> [Task brief]:
Restate the listing that follows word for word, without its pictures.

> [Data segment]:
◇ ◇ ◇ ◇

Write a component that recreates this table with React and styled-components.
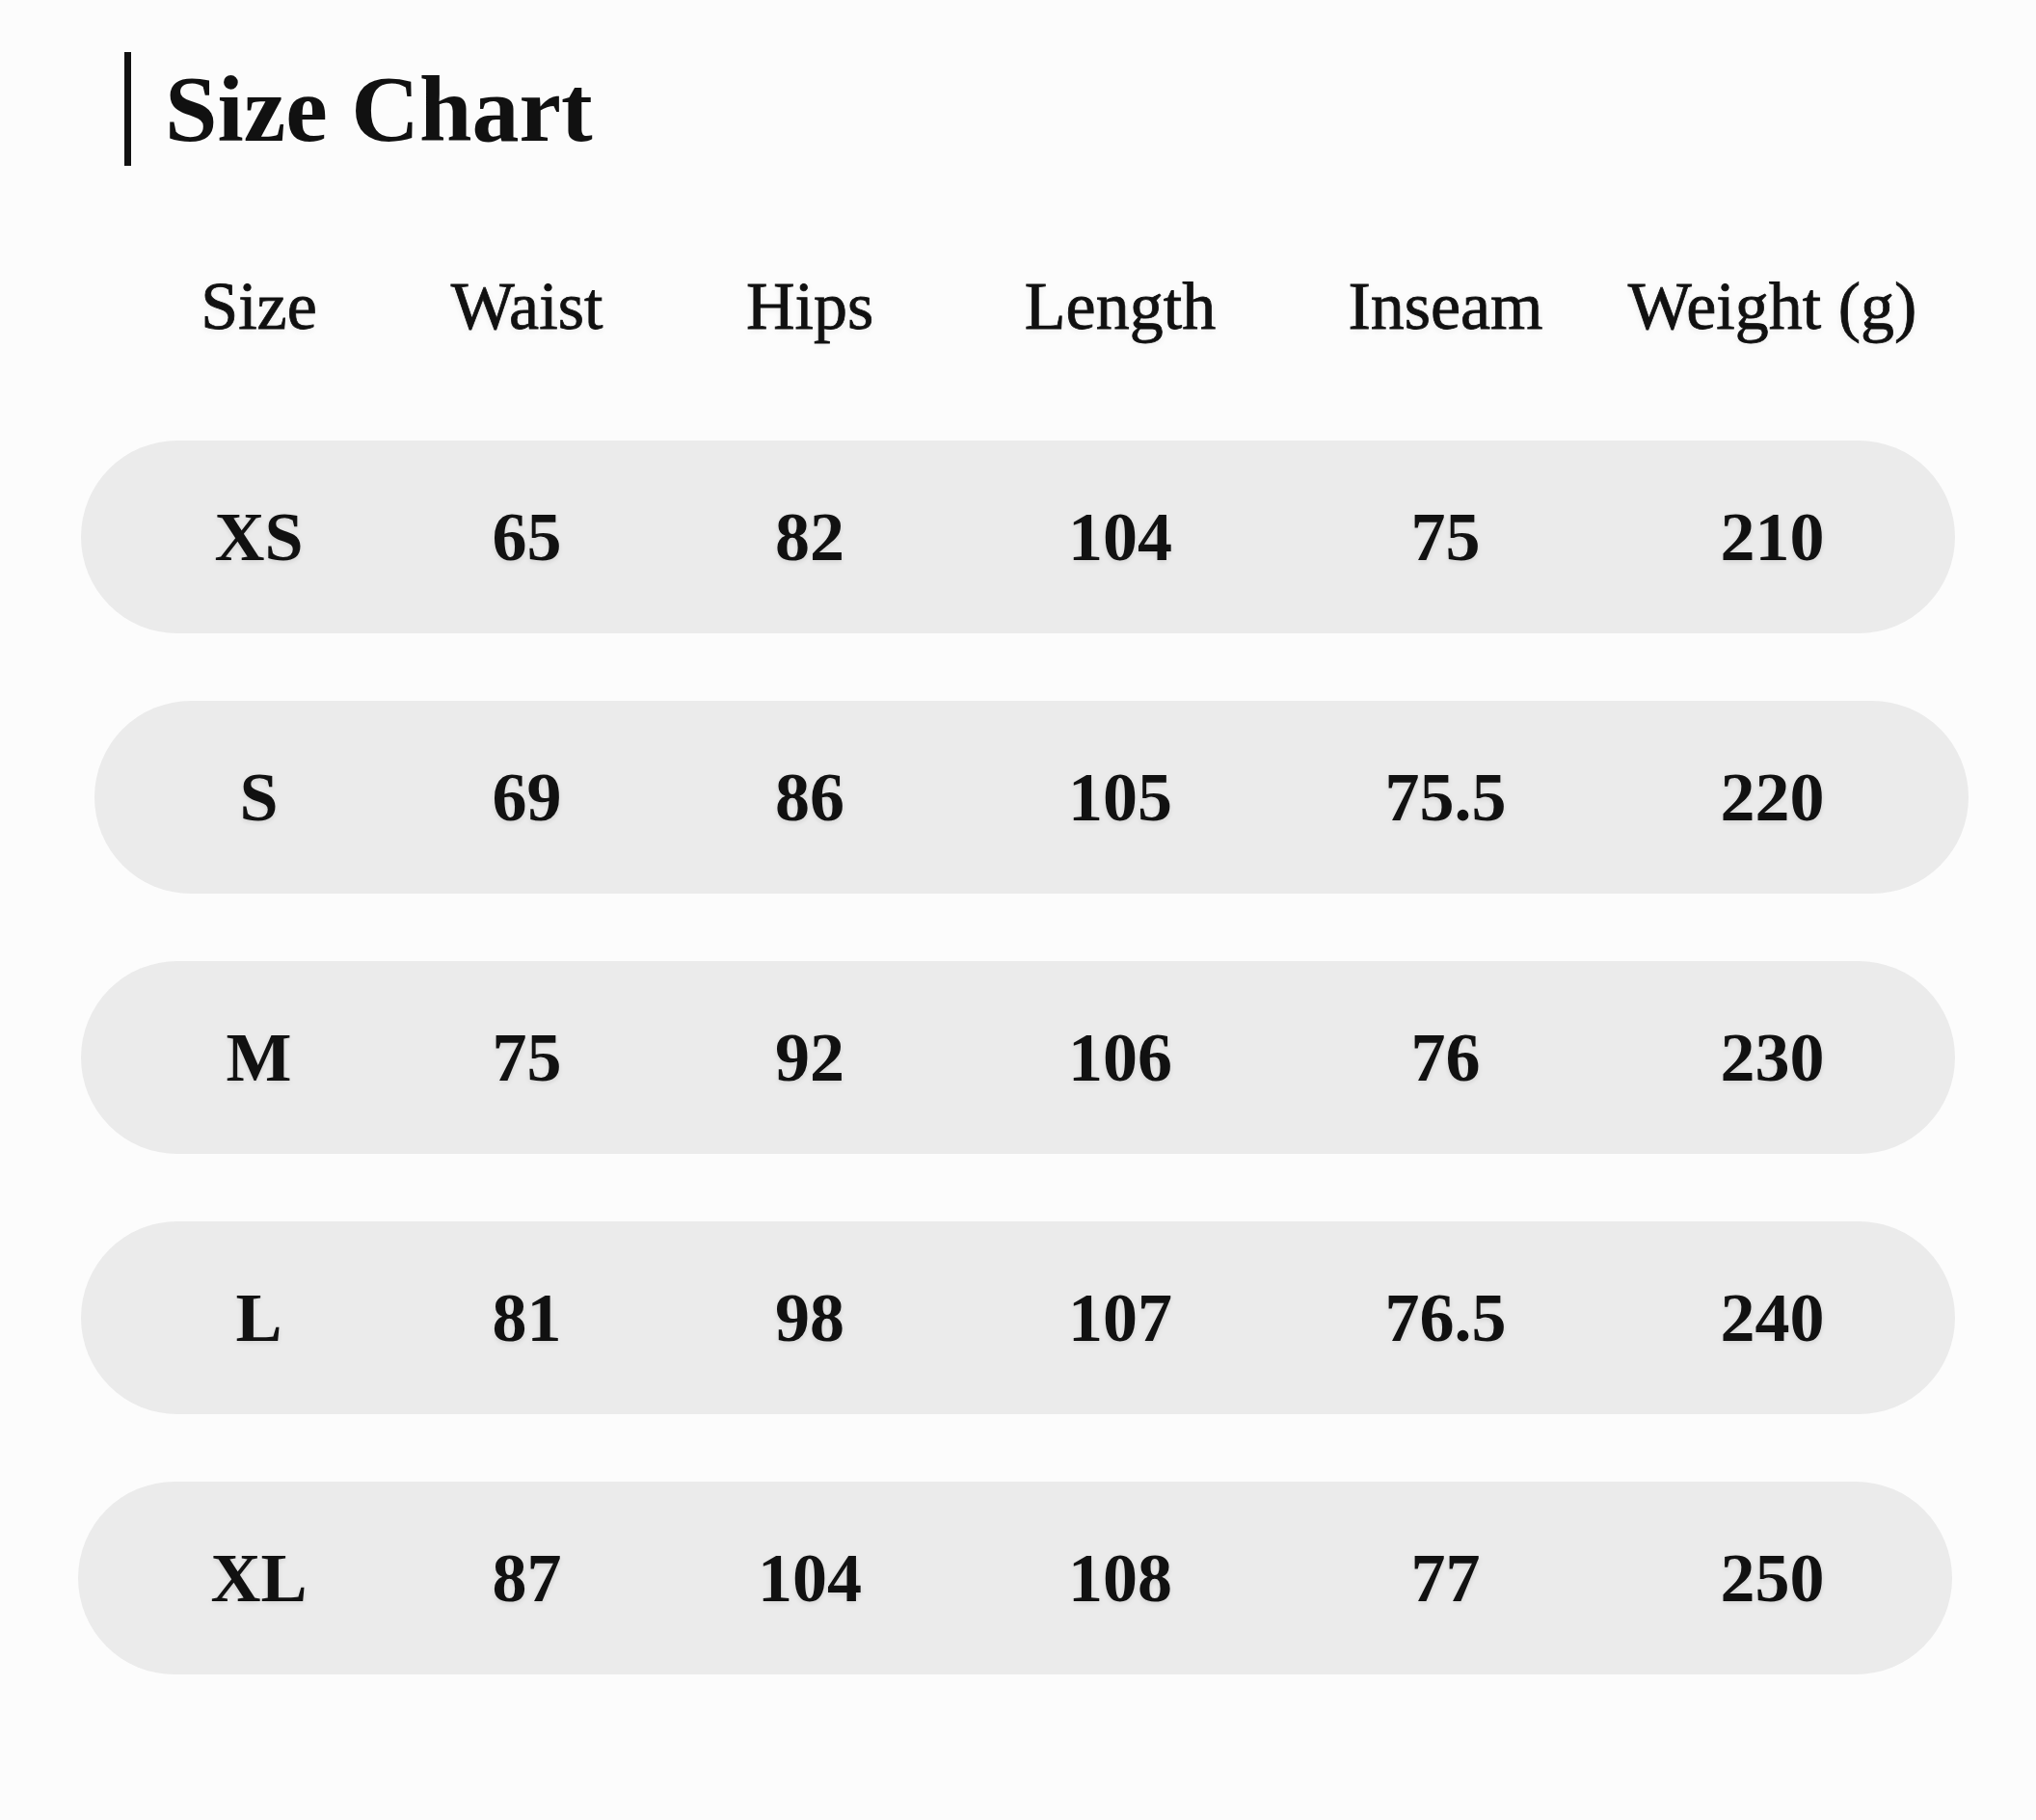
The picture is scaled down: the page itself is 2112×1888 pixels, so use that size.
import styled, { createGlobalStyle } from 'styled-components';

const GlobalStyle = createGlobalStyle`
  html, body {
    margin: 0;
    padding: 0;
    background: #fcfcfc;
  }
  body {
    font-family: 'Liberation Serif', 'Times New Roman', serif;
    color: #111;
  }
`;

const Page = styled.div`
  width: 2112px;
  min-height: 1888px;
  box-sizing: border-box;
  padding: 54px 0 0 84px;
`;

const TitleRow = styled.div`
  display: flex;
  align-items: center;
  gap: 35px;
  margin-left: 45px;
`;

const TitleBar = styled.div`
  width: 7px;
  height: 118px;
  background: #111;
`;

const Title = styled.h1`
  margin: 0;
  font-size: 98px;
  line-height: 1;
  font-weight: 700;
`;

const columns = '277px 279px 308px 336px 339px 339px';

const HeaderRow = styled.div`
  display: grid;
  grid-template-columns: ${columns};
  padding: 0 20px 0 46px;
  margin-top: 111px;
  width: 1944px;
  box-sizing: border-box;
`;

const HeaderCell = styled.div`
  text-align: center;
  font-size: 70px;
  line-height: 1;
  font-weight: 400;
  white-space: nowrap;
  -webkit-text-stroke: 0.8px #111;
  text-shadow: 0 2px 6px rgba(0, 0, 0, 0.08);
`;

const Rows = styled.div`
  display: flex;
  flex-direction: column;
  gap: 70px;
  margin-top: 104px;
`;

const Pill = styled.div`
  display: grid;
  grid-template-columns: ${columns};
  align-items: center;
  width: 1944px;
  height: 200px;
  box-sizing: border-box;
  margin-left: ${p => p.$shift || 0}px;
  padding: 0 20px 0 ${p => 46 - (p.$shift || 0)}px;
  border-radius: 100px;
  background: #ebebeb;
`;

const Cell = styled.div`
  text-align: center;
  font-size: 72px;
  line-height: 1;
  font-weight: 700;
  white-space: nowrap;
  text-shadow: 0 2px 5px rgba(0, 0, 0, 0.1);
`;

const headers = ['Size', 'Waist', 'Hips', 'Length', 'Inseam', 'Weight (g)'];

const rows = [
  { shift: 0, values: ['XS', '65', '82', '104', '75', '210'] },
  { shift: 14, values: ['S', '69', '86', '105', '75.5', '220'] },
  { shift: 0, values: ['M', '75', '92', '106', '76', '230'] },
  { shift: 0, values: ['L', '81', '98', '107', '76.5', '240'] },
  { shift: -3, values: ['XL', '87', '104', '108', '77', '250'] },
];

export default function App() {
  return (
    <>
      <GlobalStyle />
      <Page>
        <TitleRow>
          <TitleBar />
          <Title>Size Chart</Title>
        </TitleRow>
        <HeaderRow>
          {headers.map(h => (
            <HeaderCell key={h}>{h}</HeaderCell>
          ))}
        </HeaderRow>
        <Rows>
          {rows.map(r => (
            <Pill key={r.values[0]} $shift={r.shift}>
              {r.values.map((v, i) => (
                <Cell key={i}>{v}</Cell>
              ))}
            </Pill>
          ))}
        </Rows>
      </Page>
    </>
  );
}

◇ ◇ ◇ ◇

> [Response]:
Write a component that recreates this table with React and styled-components.
The picture is scaled down: the page itself is 2112×1888 pixels, so use that size.
import styled, { createGlobalStyle } from 'styled-components';

const GlobalStyle = createGlobalStyle`
  html, body {
    margin: 0;
    padding: 0;
    background: #fcfcfc;
  }
  body {
    font-family: 'Liberation Serif', 'Times New Roman', serif;
    color: #111;
  }
`;

const Page = styled.div`
  width: 2112px;
  min-height: 1888px;
  box-sizing: border-box;
  padding: 54px 0 0 84px;
`;

const TitleRow = styled.div`
  display: flex;
  align-items: center;
  gap: 35px;
  margin-left: 45px;
`;

const TitleBar = styled.div`
  width: 7px;
  height: 118px;
  background: #111;
`;

const Title = styled.h1`
  margin: 0;
  font-size: 98px;
  line-height: 1;
  font-weight: 700;
`;

const columns = '277px 279px 308px 336px 339px 339px';

const HeaderRow = styled.div`
  display: grid;
  grid-template-columns: ${columns};
  padding: 0 20px 0 46px;
  margin-top: 111px;
  width: 1944px;
  box-sizing: border-box;
`;

const HeaderCell = styled.div`
  text-align: center;
  font-size: 70px;
  line-height: 1;
  font-weight: 400;
  white-space: nowrap;
  -webkit-text-stroke: 0.8px #111;
  text-shadow: 0 2px 6px rgba(0, 0, 0, 0.08);
`;

const Rows = styled.div`
  display: flex;
  flex-direction: column;
  gap: 70px;
  margin-top: 104px;
`;

const Pill = styled.div`
  display: grid;
  grid-template-columns: ${columns};
  align-items: center;
  width: 1944px;
  height: 200px;
  box-sizing: border-box;
  margin-left: ${p => p.$shift || 0}px;
  padding: 0 20px 0 ${p => 46 - (p.$shift || 0)}px;
  border-radius: 100px;
  background: #ebebeb;
`;

const Cell = styled.div`
  text-align: center;
  font-size: 72px;
  line-height: 1;
  font-weight: 700;
  white-space: nowrap;
  text-shadow: 0 2px 5px rgba(0, 0, 0, 0.1);
`;

const headers = ['Size', 'Waist', 'Hips', 'Length', 'Inseam', 'Weight (g)'];

const rows = [
  { shift: 0, values: ['XS', '65', '82', '104', '75', '210'] },
  { shift: 14, values: ['S', '69', '86', '105', '75.5', '220'] },
  { shift: 0, values: ['M', '75', '92', '106', '76', '230'] },
  { shift: 0, values: ['L', '81', '98', '107', '76.5', '240'] },
  { shift: -3, values: ['XL', '87', '104', '108', '77', '250'] },
];

export default function App() {
  return (
    <>
      <GlobalStyle />
      <Page>
        <TitleRow>
          <TitleBar />
          <Title>Size Chart</Title>
        </TitleRow>
        <HeaderRow>
          {headers.map(h => (
            <HeaderCell key={h}>{h}</HeaderCell>
          ))}
        </HeaderRow>
        <Rows>
          {rows.map(r => (
            <Pill key={r.values[0]} $shift={r.shift}>
              {r.values.map((v, i) => (
                <Cell key={i}>{v}</Cell>
              ))}
            </Pill>
          ))}
        </Rows>
      </Page>
    </>
  );
}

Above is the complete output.